AIM OF THE EXERCISE =
Retype exactly what runs from the first line of the data to the line with "const branch = ref('master')", keeping both of those lines and skipping pictures.

"""

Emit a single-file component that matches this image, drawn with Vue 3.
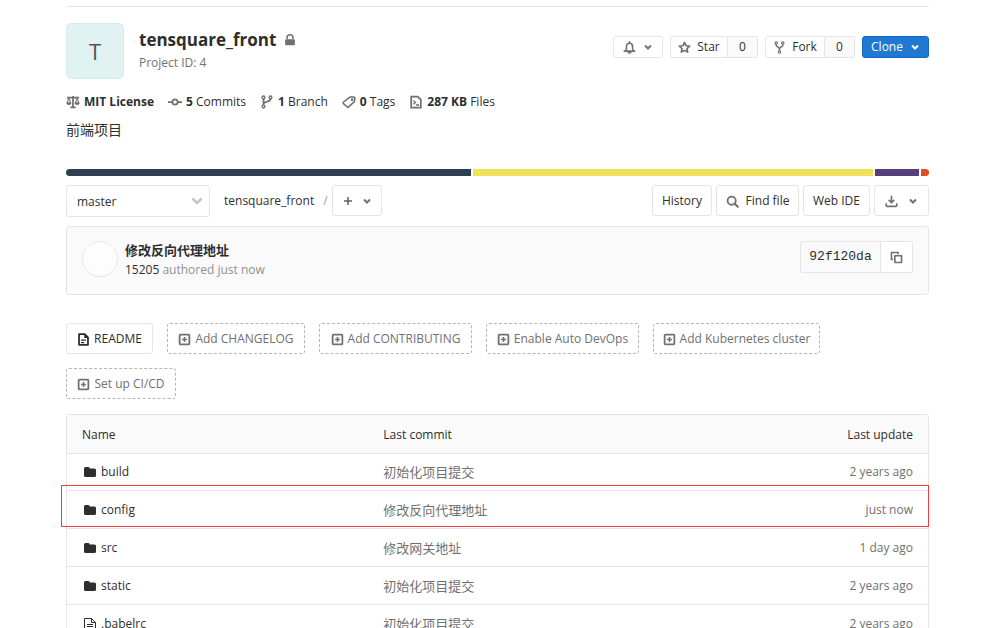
<script setup>
import { ref } from 'vue'

const branch = ref('master')

const stats = [
  { icon: 'scale', value: 'MIT License', label: '' },
  { icon: 'commit', value: '5', label: 'Commits' },
  { icon: 'branch', value: '1', label: 'Branch' },
  { icon: 'tag', value: '0', label: 'Tags' },
  { icon: 'disk', value: '287 KB', label: 'Files' }
]

const languages = [
  { name: 'Vue', share: 405, color: '#2c3e50' },
  { name: 'JavaScript', share: 401, color: '#f1e05a' },
  { name: 'CSS', share: 44, color: '#563d7c' },
  { name: 'HTML', share: 8, color: '#e34c26' }
]

const shortcuts = [
  { label: 'README', exists: true, size: 'w-readme' },
  { label: 'Add CHANGELOG', size: 'w-changelog' },
  { label: 'Add CONTRIBUTING', size: 'w-contributing' },
  { label: 'Enable Auto DevOps', size: 'w-contributing' },
  { label: 'Add Kubernetes cluster', size: 'w-cluster' },
  { label: 'Set up CI/CD', size: 'w-ci' }
]

const files = [
  { name: 'build', folder: true, commit: '初始化项目提交', updated: '2 years ago' },
  { name: 'config', folder: true, commit: '修改反向代理地址', updated: 'just now', marked: true },
  { name: 'src', folder: true, commit: '修改网关地址', updated: '1 day ago' },
  { name: 'static', folder: true, commit: '初始化项目提交', updated: '2 years ago' },
  { name: '.babelrc', folder: false, commit: '初始化项目提交', updated: '2 years ago' }
]
</script>

<template>
  <main class="page">
    <header class="project">
      <div class="avatar">T</div>
      <div class="heading">
        <h1>
          tensquare_front
          <svg class="lock" viewBox="0 0 16 16" aria-hidden="true">
            <path d="M4 7V5a4 4 0 0 1 8 0v2" fill="none" stroke="currentColor" stroke-width="2" />
            <rect x="1.5" y="7" width="13" height="8" rx="1.5" fill="currentColor" />
          </svg>
        </h1>
        <p>Project ID: 4</p>
      </div>
      <div class="actions">
        <button class="btn small bell" type="button" aria-label="Notification setting">
          <svg class="icon" viewBox="0 0 16 16"><path d="M1.500 12.500h13M3.500 12c.8-1.500.8-3 .8-5.500a3.700 3.700 0 0 1 7.400 0c0 2.500 0 4 .8 5.500M6.500 14.500h3M8 1v1.500" fill="none" stroke="currentColor" stroke-width="2" stroke-linecap="round" /></svg>
          <svg class="chevron" viewBox="0 0 10 10"><path d="M2 3.500l3 3 3-3" /></svg>
        </button>
        <div class="group">
          <button class="btn small star" type="button">
            <svg class="icon" viewBox="0 0 16 16"><path d="M8 1.800l1.900 4 4.400.5-3.200 3 .8 4.400L8 11.500l-3.900 2.200.8-4.400-3.200-3 4.400-.5z" fill="none" stroke="currentColor" stroke-width="2" stroke-linejoin="round" /></svg>
            Star
          </button>
          <a class="btn small count" href="#">0</a>
        </div>
        <div class="group">
          <button class="btn small fork" type="button">
            <svg class="icon" viewBox="0 0 16 16"><g fill="none" stroke="currentColor" stroke-width="1.500"><circle cx="4" cy="2.500" r="1.500" /><circle cx="12" cy="2.500" r="1.500" /><circle cx="8" cy="13.500" r="1.500" /><path d="M4 4v1.500c0 1.500 4 2 4 4V12M12 4v1.500c0 1.500-4 2-4 4" stroke-width="2" /></g></svg>
            Fork
          </button>
          <a class="btn small count" href="#">0</a>
        </div>
        <button class="btn small clone" type="button">
          Clone
          <svg class="chevron" viewBox="0 0 10 10"><path d="M2 3.500l3 3 3-3" /></svg>
        </button>
      </div>
    </header>

    <nav class="stats" aria-label="Project statistics">
      <a v-for="s in stats" :key="s.icon" href="#">
        <svg class="icon" viewBox="0 0 16 16" aria-hidden="true">
          <g fill="none" stroke="currentColor" stroke-width="1.600">
            <template v-if="s.icon === 'scale'">
              <path d="M8 1v13M5 14h6M1 3h14" stroke-width="2" />
              <path d="M3.300 3.500L1.300 9h4zM12.700 3.500l-2 5.500h4z" stroke-width="1.200" />
              <path d="M.5 9h5.600a2.800 2.300 0 0 1-5.600 0zM9.900 9h5.600a2.800 2.300 0 0 1-5.600 0z" fill="currentColor" stroke="none" />
            </template>
            <template v-else-if="s.icon === 'commit'">
              <circle cx="8" cy="8" r="3" stroke-width="2" />
              <path d="M0 8h5M11 8h5" stroke-width="2" />
            </template>
            <template v-else-if="s.icon === 'branch'">
              <circle cx="4" cy="2.800" r="1.600" /><circle cx="4" cy="13.200" r="1.600" /><circle cx="12" cy="2.800" r="1.600" />
              <path d="M4 4.500v7M12 4.500c0 4-8 2.500-8 6" stroke-width="2" />
            </template>
            <template v-else-if="s.icon === 'tag'">
              <path d="M9 2.300h4.500a1.200 1.200 0 0 1 1.200 1.200l-.5 4-6.700 6a1.300 1.300 0 0 1-1.900-.1L1.700 9.800a1.300 1.300 0 0 1 .1-1.800z" stroke-width="1.800" stroke-linejoin="round" />
              <circle cx="11.500" cy="5.300" r=".7" />
            </template>
            <template v-else>
              <path d="M2.500 1.800h7.500l3.500 3.500v9h-11z" stroke-width="2" />
              <path d="M5 6.500l2.300 2L5 10.500M8 11.500h3.500" />
            </template>
          </g>
        </svg>
        <strong>{{ s.value }}</strong><span v-if="s.label">&nbsp;{{ s.label }}</span>
      </a>
    </nav>

    <p class="description">前端项目</p>

    <div class="languages" role="img" aria-label="Repository languages">
      <span v-for="l in languages" :key="l.name" :style="{ flexGrow: l.share, background: l.color }"></span>
    </div>

    <div class="toolbar">
      <div class="select">
        <select v-model="branch" aria-label="Switch branch">
          <option>master</option>
        </select>
        <svg class="select-arrow" viewBox="0 0 12 12" aria-hidden="true"><path d="M1.500 3.500L6 8l4.500-4.500" fill="none" stroke="currentColor" stroke-width="2.500" /></svg>
      </div>
      <nav class="breadcrumb" aria-label="Breadcrumb"><a href="#">tensquare_front</a><span>/</span></nav>
      <button class="btn add" type="button" aria-label="Add to tree">
        <svg class="plus" viewBox="0 0 10 10"><path d="M5 1v8M1 5h8" fill="none" stroke="currentColor" stroke-width="1.500" /></svg>
        <svg class="chevron" viewBox="0 0 10 10"><path d="M2 3.500l3 3 3-3" /></svg>
      </button>
      <div class="tools">
        <a class="btn history" href="#">History</a>
        <a class="btn find" href="#">
          <svg class="icon" viewBox="0 0 16 16"><circle cx="7" cy="7" r="5" fill="none" stroke="currentColor" stroke-width="2.200" /><path d="M10.500 10.500l4 4" stroke="currentColor" stroke-width="2.500" stroke-linecap="round" /></svg>
          Find file
        </a>
        <a class="btn ide" href="#">Web IDE</a>
        <button class="btn download" type="button" aria-label="Download">
          <svg class="icon" viewBox="0 0 16 16"><path d="M8 1v8M4.500 6L8 9.500 11.500 6M1.500 10v3a1 1 0 0 0 1 1h11a1 1 0 0 0 1-1v-3" fill="none" stroke="currentColor" stroke-width="2" /></svg>
          <svg class="chevron" viewBox="0 0 10 10"><path d="M2 3.500l3 3 3-3" /></svg>
        </button>
      </div>
    </div>

    <section class="commit">
      <div class="author-avatar"></div>
      <div class="commit-text">
        <a class="commit-title" href="#">修改反向代理地址</a>
        <p><a href="#">15205</a> authored just now</p>
      </div>
      <div class="group sha">
        <span class="sha-value">92f120da</span>
        <button class="btn copy" type="button" aria-label="Copy commit SHA">
          <svg class="icon" viewBox="0 0 16 16"><path d="M4 10.500H1.800V1.800H10V4M6 5.800h8.200v8.400H6z" fill="none" stroke="currentColor" stroke-width="2" stroke-linejoin="round" /></svg>
        </button>
      </div>
    </section>

    <nav class="shortcuts" aria-label="Project shortcuts">
      <a v-for="s in shortcuts" :key="s.label" class="btn shortcut" :class="[s.size, { missing: !s.exists }]" href="#">
        <svg v-if="s.exists" class="icon" viewBox="0 0 16 16"><path d="M2.500 1.500h7L13.500 5.500v9h-11z" fill="none" stroke="currentColor" stroke-width="2.200" stroke-linejoin="round" /><path d="M9 1v5h5zM5 8h6v1.500H5zM5 11h4v1.500H5z" fill="currentColor" /></svg>
        <svg v-else class="icon" viewBox="0 0 16 16"><rect x="2" y="2" width="12" height="12" rx="1" fill="none" stroke="currentColor" stroke-width="2.200" /><path d="M8 5v6M5 8h6" stroke="currentColor" stroke-width="2" /></svg>
        {{ s.label }}
      </a>
    </nav>

    <table class="files">
      <thead>
        <tr><th class="col-name">Name</th><th>Last commit</th><th class="col-update">Last update</th></tr>
      </thead>
      <tbody>
        <tr v-for="f in files" :key="f.name" :class="{ marked: f.marked }">
          <td>
            <a class="file" href="#">
              <svg v-if="f.folder" class="file-icon" viewBox="0 0 14 14" aria-hidden="true"><path d="M1 3.500A1.500 1.500 0 0 1 2.500 2h2.800A1.500 1.500 0 0 1 6.800 3.500h4.700A1.500 1.500 0 0 1 13 5v5.500a1.500 1.500 0 0 1-1.500 1.500h-9A1.500 1.500 0 0 1 1 10.500z" fill="currentColor" /></svg>
              <svg v-else class="file-icon" viewBox="0 0 14 14" aria-hidden="true"><path d="M1.500 1.500h7l4 4v8h-11zM8.500 1.500v4h4M4 7.500h6M4 9.500h6M4 11.500h6" fill="none" stroke="currentColor" /></svg>
              {{ f.name }}
            </a>
          </td>
          <td class="cjk">{{ f.commit }}</td>
          <td class="col-update">{{ f.updated }}</td>
        </tr>
      </tbody>
    </table>
  </main>
</template>

<style>
body {
  background: #fff;
}
</style>

<style scoped>
.page,
.page * {
  box-sizing: border-box;
}
.page {
  padding: 6px 79px 0 66px;
  color: #2e2e2e;
  font: 12px/18px "Open Sans", "Noto Sans", "Noto Sans CJK SC", sans-serif;
}
a {
  color: inherit;
  text-decoration: none;
}
h1,
p {
  margin: 0;
}
svg {
  display: block;
  flex: none;
}
.icon {
  width: 13px;
  height: 13px;
  color: #707070;
}
.chevron {
  width: 10px;
  height: 10px;
  fill: none;
  stroke: #707070;
  stroke-width: 2;
}
.btn {
  display: inline-flex;
  align-items: center;
  justify-content: center;
  gap: 7px;
  height: 31px;
  padding: 1px 0 0;
  border: 1px solid #e5e5e5;
  border-radius: 3px;
  background: #fff;
  color: #2e2e2e;
  font: inherit;
  white-space: nowrap;
}
.small {
  height: 22px;
  padding: 0;
}
.group {
  display: flex;
}
.group > :first-child {
  border-radius: 3px 0 0 3px;
}
.group > :last-child {
  border-left: 0;
  border-radius: 0 3px 3px 0;
}

.project {
  display: flex;
  padding-top: 16px;
  border-top: 1px solid #e5e5e5;
}
.avatar {
  display: flex;
  align-items: center;
  justify-content: center;
  width: 58px;
  height: 56px;
  margin-right: 15px;
  border: 1px solid #d8ecea;
  border-radius: 5px;
  background: #e0f2f1;
  color: #555;
  font-size: 22px;
}
.heading {
  padding-top: 5px;
}
h1 {
  display: flex;
  align-items: center;
  gap: 8px;
  font-size: 17px;
  font-weight: 700;
  line-height: 24px;
}
.heading p {
  margin-top: 2px;
  color: #707070;
}
.lock {
  width: 12px;
  height: 12px;
  color: #707070;
}
.actions {
  display: flex;
  gap: 7px;
  margin: 13px 0 0 auto;
}
.bell {
  width: 50px;
}
.star {
  width: 58px;
  gap: 6px;
}
.fork {
  width: 60px;
  gap: 6px;
}
.count {
  width: 30px;
  background: #fafafa;
}
.clone {
  width: 67px;
  border-color: #1068bf;
  background: #1f78d1;
  color: #fff;
}
.clone .chevron {
  stroke: #fff;
}

.stats {
  display: flex;
  gap: 14px;
  margin-top: 14px;
}
.stats a {
  display: flex;
  align-items: center;
}
.stats .icon {
  width: 14px;
  height: 14px;
  margin-right: 4px;
}
.stats strong {
  font-weight: 700;
}
.description {
  margin-top: 9px;
  font-size: 14px;
  line-height: 20px;
}
.languages {
  display: flex;
  gap: 2px;
  height: 7px;
  margin-top: 29px;
  overflow: hidden;
  border-radius: 4px;
}
.languages span {
  flex-basis: 0;
}

.toolbar {
  display: flex;
  margin-top: 9px;
}
.select {
  position: relative;
  width: 144px;
}
.select select {
  width: 100%;
  height: 32px;
  padding: 1px 10px 0;
  border: 1px solid #e5e5e5;
  border-radius: 3px;
  background: #fff;
  color: #2e2e2e;
  font: inherit;
  appearance: none;
}
.select-arrow {
  position: absolute;
  top: 10px;
  right: 7px;
  width: 12px;
  height: 12px;
  color: #c4c4c4;
  pointer-events: none;
}
.breadcrumb {
  display: flex;
  gap: 9px;
  width: 122px;
  padding-left: 14px;
  line-height: 31px;
}
.breadcrumb span {
  color: #a0a0a0;
}
.add {
  width: 50px;
  gap: 9px;
}
.plus {
  width: 10px;
  height: 10px;
  color: #606060;
}
.tools {
  display: flex;
  gap: 4px;
  margin-left: auto;
}
.history {
  width: 60px;
}
.find {
  width: 83px;
}
.ide {
  width: 67px;
}
.download {
  width: 55px;
  gap: 10px;
}

.commit {
  display: flex;
  align-items: flex-start;
  height: 69px;
  margin-top: 9px;
  padding: 14px 15px;
  border: 1px solid #e5e5e5;
  border-radius: 3px;
  background: #fafafa;
}
.author-avatar {
  width: 36px;
  height: 36px;
  margin-right: 7px;
  border: 1px solid #e5e5e5;
  border-radius: 50%;
  background: #fdfdfd;
}
.commit-text p {
  margin-top: 2px;
  color: #919191;
}
.commit-text p a {
  color: #2e2e2e;
}
.commit-title {
  display: block;
  font-size: 13px;
  font-weight: 600;
}
.sha {
  margin-left: auto;
}
.sha-value {
  width: 81px;
  height: 32px;
  border: 1px solid #e5e5e5;
  font: 13px/30px "Liberation Mono", monospace;
  text-align: center;
}
.copy {
  width: 32px;
  height: 32px;
}

.shortcuts {
  display: flex;
  flex-wrap: wrap;
  gap: 14px;
  margin-top: 28px;
}
.shortcut {
  gap: 4px;
}
.shortcut .icon {
  color: #2e2e2e;
}
.missing {
  border: 1px dashed #b5b5b5;
  color: #707070;
}
.missing .icon {
  color: #707070;
}
.w-readme {
  width: 87px;
}
.w-changelog {
  width: 138px;
}
.w-contributing {
  width: 153px;
}
.w-cluster {
  width: 167px;
}
.w-ci {
  width: 110px;
}

.files {
  width: 100%;
  margin-top: 15px;
  border: 1px solid #e5e5e5;
  border-radius: 3px;
  border-spacing: 0;
  table-layout: fixed;
}
th,
td {
  height: 38px;
  padding: 0 15px;
  border-bottom: 1px solid #e5e5e5;
  text-align: left;
}
tbody tr:first-child td {
  height: 37px;
}
th {
  height: 39px;
  padding-top: 1px;
  background: #fafafa;
  font-weight: 400;
}
td {
  color: #707070;
}
.col-name {
  width: 35%;
}
.col-update {
  text-align: right;
}
.cjk {
  font-size: 13px;
}
.file {
  display: flex;
  align-items: center;
  gap: 4px;
  padding-left: 1px;
  color: #2e2e2e;
}
.file-icon {
  width: 14px;
  height: 14px;
}
.marked {
  position: relative;
}
.marked td:first-child::before {
  content: "";
  position: absolute;
  z-index: 1;
  top: -6px;
  right: -1px;
  bottom: 2px;
  left: -6px;
  border: 1px solid #f03c3c;
  pointer-events: none;
}
</style>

"""

ANSWER =
Emit a single-file component that matches this image, drawn with Vue 3.
<script setup>
import { ref } from 'vue'

const branch = ref('master')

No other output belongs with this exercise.